Those places are no strangers to mass death or to the aggressive enforcement of secrecy. That, of course, is a dangerous combination. Although the Iranian regime is well-recognized for having the highest per-capita rate of execution in the world, the actual number of annual hangings is never precisely known, because many of them go unrecorded in official documents. They are only made known to the world through the tireless work of activists, including those still detained alongside death row inmates.

By the regime’s own admission, these political prisoners, or “national security case,” were not included in the furlough arrangements that were first announced in March. But some prisoner-activists were quick to declare that they had seen no sign of the widespread releases that authorities had announced. In an open letter announcing a hunger strike, inmates at Greater Tehran Penitentiary noted that even though some people had disappeared from their cells, few had been given formal notice of transfer or release.

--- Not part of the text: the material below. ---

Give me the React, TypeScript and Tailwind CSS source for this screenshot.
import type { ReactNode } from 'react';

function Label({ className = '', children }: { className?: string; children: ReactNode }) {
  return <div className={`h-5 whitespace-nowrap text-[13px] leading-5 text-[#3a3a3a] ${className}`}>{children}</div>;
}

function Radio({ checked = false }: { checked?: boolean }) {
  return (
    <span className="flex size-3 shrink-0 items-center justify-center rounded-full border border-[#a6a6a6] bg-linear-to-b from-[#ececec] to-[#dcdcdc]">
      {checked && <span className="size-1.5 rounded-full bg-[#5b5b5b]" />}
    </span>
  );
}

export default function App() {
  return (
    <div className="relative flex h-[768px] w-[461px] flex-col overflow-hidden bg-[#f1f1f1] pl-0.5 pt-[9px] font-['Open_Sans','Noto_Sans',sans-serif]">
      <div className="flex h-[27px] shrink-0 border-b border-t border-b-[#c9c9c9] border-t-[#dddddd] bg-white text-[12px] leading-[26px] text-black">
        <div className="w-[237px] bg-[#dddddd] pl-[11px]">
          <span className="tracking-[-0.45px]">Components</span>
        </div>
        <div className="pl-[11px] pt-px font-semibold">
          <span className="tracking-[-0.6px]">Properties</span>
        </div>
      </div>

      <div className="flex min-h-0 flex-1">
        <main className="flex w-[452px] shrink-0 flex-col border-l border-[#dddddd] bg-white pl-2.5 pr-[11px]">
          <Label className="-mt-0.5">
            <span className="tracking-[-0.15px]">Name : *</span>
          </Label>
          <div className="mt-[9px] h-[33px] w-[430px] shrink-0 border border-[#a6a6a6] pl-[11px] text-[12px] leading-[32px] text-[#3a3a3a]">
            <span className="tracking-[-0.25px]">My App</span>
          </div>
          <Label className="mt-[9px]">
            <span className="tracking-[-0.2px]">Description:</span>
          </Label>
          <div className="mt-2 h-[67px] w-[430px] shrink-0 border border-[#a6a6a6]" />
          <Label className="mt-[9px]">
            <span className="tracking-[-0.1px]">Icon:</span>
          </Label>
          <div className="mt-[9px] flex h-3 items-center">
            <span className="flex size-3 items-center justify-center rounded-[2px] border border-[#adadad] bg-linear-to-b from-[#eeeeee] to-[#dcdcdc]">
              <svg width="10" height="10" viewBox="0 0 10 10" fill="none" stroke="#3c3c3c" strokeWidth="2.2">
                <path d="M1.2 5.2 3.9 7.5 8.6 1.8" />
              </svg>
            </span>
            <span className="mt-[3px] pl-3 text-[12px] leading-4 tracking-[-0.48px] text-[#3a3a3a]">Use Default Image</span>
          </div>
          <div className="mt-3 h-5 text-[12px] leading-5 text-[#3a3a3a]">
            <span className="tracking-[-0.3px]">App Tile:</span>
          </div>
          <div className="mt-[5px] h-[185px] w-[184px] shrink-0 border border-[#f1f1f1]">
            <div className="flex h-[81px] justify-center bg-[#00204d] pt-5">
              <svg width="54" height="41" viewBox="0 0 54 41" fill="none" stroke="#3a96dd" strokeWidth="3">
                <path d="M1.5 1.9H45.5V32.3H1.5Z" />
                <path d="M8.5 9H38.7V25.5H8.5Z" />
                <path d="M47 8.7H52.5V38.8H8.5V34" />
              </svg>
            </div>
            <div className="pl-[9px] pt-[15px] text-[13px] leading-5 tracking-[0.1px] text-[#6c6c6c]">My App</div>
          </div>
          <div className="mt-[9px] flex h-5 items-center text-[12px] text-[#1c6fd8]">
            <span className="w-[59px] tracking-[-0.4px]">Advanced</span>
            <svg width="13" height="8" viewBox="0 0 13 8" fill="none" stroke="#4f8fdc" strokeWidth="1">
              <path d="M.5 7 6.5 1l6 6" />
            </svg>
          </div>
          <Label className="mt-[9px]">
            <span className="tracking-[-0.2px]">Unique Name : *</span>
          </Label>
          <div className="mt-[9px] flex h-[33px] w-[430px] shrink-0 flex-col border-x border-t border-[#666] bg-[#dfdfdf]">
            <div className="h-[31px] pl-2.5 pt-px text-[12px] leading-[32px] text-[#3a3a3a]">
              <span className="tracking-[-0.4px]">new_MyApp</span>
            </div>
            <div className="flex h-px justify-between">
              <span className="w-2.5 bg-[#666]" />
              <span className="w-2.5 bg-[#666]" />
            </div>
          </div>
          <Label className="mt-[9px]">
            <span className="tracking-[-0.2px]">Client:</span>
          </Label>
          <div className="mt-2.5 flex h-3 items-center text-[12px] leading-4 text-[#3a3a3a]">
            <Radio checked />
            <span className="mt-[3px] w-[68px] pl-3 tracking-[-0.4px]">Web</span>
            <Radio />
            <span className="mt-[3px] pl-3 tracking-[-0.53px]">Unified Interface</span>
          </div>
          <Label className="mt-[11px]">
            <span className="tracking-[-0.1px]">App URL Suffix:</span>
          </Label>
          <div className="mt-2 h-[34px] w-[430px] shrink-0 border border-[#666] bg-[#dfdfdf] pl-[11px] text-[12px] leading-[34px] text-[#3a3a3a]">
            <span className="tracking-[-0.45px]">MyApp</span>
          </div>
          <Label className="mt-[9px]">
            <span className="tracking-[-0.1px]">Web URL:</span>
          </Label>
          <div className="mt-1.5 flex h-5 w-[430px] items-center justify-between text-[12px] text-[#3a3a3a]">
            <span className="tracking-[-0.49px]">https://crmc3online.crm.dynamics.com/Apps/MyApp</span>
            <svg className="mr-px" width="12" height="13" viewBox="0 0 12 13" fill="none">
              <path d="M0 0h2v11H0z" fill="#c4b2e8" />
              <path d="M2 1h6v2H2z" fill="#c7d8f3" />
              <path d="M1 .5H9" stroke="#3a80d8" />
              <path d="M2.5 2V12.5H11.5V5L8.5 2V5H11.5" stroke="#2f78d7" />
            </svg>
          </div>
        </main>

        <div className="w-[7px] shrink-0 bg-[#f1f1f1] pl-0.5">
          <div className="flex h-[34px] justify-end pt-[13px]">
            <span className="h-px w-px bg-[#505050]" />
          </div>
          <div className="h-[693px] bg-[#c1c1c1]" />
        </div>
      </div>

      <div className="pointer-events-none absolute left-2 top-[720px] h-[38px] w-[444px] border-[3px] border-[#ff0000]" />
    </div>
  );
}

This in turn has fueled speculation about enforced disappearances, which cannot be easily dispelled in absence of independent confirmation of the judiciary’s mass furloughs. As it stands, reports of those furloughs depend entirely on the testimony of the judiciary head, a known human rights abuser who was among the leading perpetrators of a mass execution of prisoners in 1988, which claimed an estimated 30,000 lives.

Increasingly, though, those reports are being contradicted by the details that are shared with the public by civil activists, political prisoners, independent journalist, and occasionally, regime officials. Since furloughs were announced, several prisons have been host to rights and breakout attempts driven by concerns over Covid-19. Amnesty International has confirmed that at least 36 inmates were killed in the regime’s reprisals, to say nothing of those who died of illness, abuse, or neglect in the run-up to the unrest.

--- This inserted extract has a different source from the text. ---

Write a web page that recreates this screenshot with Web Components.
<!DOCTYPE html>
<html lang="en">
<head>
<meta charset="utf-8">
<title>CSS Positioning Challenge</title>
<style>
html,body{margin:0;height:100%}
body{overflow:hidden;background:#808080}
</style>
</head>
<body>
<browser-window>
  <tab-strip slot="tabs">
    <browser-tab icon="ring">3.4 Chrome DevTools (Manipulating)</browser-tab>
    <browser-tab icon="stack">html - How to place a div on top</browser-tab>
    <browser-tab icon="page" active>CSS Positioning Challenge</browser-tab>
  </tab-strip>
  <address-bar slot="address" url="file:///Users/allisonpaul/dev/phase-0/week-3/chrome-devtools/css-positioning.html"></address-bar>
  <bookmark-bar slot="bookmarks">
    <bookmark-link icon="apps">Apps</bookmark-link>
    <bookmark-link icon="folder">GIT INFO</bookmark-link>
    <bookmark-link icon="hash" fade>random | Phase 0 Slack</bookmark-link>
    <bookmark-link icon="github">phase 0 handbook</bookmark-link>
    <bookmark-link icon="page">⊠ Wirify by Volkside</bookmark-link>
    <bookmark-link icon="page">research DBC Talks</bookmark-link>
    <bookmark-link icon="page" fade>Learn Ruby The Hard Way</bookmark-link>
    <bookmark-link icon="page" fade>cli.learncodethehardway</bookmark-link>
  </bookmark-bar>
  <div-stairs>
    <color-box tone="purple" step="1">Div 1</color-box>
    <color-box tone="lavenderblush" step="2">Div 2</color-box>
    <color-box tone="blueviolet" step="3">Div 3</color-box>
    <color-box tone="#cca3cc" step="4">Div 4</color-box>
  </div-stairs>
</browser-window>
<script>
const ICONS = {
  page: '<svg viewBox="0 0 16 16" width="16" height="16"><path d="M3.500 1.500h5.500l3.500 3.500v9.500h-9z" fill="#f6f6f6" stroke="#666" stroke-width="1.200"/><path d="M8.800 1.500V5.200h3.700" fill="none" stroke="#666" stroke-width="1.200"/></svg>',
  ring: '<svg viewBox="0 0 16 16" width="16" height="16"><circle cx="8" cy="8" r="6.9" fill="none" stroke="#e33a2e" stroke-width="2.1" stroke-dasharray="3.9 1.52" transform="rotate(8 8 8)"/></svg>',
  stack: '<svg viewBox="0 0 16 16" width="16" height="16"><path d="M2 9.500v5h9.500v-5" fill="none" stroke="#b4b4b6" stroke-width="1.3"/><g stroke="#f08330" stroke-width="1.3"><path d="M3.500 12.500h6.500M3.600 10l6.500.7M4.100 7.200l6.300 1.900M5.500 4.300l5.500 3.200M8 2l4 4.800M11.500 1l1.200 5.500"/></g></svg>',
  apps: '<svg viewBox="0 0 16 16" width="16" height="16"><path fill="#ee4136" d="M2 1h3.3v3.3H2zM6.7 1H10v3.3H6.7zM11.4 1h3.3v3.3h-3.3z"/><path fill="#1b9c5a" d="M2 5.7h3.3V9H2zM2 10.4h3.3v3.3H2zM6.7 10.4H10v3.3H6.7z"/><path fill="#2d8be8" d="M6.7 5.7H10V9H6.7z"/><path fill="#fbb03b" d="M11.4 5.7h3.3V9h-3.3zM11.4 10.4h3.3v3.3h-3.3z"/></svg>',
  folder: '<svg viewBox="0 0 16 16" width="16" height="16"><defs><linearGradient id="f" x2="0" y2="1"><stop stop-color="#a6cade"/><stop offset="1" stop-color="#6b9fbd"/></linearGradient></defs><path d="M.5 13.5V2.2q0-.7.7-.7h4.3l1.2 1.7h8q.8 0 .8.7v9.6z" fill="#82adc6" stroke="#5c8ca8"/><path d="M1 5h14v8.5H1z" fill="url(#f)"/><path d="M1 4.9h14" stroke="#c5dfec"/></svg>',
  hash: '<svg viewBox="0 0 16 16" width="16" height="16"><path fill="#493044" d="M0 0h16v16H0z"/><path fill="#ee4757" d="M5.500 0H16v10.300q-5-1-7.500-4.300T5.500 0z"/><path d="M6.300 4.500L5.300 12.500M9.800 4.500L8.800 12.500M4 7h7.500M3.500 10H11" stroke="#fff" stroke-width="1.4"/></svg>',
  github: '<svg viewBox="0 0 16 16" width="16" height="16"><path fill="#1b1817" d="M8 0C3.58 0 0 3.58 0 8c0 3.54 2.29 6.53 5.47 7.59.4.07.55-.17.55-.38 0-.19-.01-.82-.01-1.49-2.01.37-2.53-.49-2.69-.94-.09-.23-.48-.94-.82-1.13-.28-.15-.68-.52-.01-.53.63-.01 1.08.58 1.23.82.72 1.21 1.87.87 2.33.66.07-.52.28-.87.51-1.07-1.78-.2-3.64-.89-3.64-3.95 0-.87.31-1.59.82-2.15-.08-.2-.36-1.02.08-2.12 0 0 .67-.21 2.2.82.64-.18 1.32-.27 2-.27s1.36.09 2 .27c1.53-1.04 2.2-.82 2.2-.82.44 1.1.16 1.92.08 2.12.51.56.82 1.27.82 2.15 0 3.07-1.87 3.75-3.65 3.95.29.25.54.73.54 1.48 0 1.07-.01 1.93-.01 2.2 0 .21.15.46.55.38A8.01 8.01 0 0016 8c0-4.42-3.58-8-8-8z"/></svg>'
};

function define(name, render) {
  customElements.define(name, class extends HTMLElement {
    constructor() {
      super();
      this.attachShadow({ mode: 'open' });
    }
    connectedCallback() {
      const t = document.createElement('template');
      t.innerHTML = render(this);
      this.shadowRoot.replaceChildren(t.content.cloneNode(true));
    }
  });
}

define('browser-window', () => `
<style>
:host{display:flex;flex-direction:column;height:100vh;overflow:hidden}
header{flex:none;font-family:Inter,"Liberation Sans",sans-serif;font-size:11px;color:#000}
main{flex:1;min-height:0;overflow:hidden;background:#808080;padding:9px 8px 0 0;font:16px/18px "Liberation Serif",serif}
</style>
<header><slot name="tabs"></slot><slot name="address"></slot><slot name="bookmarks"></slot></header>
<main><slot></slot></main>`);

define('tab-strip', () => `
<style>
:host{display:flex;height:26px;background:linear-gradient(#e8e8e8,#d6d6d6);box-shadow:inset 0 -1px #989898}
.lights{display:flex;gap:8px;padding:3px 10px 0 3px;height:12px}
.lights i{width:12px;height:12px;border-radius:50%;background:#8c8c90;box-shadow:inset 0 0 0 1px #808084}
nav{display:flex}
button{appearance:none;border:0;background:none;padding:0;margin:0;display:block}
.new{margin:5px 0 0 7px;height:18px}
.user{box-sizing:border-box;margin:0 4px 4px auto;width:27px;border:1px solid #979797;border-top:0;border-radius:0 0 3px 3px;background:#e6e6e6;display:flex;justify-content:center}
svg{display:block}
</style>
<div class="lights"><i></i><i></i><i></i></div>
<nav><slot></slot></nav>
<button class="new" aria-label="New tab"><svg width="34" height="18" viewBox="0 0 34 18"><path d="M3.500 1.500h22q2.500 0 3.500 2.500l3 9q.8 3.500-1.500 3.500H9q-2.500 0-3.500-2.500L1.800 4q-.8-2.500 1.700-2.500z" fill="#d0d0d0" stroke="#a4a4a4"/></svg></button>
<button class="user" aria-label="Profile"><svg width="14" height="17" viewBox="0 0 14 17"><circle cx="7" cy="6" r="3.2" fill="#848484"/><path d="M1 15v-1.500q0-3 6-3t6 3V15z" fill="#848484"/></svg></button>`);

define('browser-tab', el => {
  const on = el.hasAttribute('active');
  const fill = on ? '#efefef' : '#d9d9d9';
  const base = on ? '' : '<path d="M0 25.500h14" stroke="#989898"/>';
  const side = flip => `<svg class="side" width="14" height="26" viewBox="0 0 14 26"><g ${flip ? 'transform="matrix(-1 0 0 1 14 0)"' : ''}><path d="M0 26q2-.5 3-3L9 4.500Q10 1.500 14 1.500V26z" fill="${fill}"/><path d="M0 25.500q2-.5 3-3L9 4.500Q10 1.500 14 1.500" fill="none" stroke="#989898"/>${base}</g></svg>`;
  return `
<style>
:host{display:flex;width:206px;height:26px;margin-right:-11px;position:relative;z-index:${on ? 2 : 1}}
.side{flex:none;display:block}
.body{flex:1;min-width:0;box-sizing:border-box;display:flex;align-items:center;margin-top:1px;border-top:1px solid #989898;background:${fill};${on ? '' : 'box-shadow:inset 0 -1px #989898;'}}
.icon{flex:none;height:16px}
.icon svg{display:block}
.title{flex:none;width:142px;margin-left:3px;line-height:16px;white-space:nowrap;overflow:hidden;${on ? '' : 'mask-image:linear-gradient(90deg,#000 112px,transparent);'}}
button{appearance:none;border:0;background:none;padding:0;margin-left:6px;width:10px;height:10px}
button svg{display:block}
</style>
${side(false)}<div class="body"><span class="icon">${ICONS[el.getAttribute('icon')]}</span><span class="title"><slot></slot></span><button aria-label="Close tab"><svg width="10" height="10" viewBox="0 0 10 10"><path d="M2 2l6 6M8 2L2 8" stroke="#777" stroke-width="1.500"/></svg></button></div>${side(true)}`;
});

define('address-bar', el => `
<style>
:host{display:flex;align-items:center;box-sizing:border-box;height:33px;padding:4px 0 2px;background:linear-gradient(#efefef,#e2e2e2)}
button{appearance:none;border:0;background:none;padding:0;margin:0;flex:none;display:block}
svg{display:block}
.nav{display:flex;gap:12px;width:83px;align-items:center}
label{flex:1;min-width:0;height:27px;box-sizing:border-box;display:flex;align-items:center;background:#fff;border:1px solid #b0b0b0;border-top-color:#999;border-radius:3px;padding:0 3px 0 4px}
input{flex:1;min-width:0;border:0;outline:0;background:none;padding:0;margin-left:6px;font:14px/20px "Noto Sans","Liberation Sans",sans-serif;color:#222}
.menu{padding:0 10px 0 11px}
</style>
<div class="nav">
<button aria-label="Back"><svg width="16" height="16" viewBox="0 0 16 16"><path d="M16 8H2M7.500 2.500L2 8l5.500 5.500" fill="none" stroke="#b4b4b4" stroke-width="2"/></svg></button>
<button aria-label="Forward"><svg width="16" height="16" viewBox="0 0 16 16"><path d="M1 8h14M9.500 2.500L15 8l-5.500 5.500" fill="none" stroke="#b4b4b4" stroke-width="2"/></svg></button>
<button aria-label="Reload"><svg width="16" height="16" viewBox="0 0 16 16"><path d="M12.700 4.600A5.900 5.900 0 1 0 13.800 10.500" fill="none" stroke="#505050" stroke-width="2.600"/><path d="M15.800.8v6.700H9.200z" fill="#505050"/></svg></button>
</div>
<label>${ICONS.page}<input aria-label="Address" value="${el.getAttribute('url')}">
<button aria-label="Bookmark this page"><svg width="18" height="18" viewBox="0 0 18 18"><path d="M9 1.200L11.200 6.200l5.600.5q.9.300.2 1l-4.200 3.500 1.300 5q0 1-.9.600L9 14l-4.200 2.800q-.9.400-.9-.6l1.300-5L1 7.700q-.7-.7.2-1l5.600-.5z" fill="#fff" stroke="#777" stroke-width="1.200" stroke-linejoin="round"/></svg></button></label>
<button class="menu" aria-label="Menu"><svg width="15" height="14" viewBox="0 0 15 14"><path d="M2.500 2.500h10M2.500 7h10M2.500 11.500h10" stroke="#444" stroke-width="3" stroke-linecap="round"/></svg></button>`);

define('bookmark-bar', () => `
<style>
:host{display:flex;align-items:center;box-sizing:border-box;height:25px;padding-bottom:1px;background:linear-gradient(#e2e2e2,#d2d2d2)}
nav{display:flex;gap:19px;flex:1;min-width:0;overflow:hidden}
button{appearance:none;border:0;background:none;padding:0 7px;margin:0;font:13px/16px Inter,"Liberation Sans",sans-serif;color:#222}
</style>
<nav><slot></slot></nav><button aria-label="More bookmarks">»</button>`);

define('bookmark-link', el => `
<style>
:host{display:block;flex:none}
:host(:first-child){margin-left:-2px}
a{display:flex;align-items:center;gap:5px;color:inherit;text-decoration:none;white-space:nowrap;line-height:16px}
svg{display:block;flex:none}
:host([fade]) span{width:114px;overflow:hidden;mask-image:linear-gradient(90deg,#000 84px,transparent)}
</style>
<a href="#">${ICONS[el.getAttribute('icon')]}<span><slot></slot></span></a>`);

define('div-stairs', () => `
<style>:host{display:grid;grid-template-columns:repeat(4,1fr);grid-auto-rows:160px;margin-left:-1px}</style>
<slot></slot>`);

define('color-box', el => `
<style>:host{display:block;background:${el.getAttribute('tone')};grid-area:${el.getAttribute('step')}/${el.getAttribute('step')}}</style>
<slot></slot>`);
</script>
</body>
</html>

All of these underscores the vital need for international human rights monitors to access the Iran and evaluate the condition of its prisons. Tehran has always refused to comply with such requests, and this is unlikely to change in the midst of the pandemic. But the global crisis should not distract human rights advocates from the mission of putting pressure on the Iranian regime over these matters. If that regime is able to get away with lying on such a grand scale about safeguarding the lives of its prisoners, what other deceptions will it be able to get away with in the future?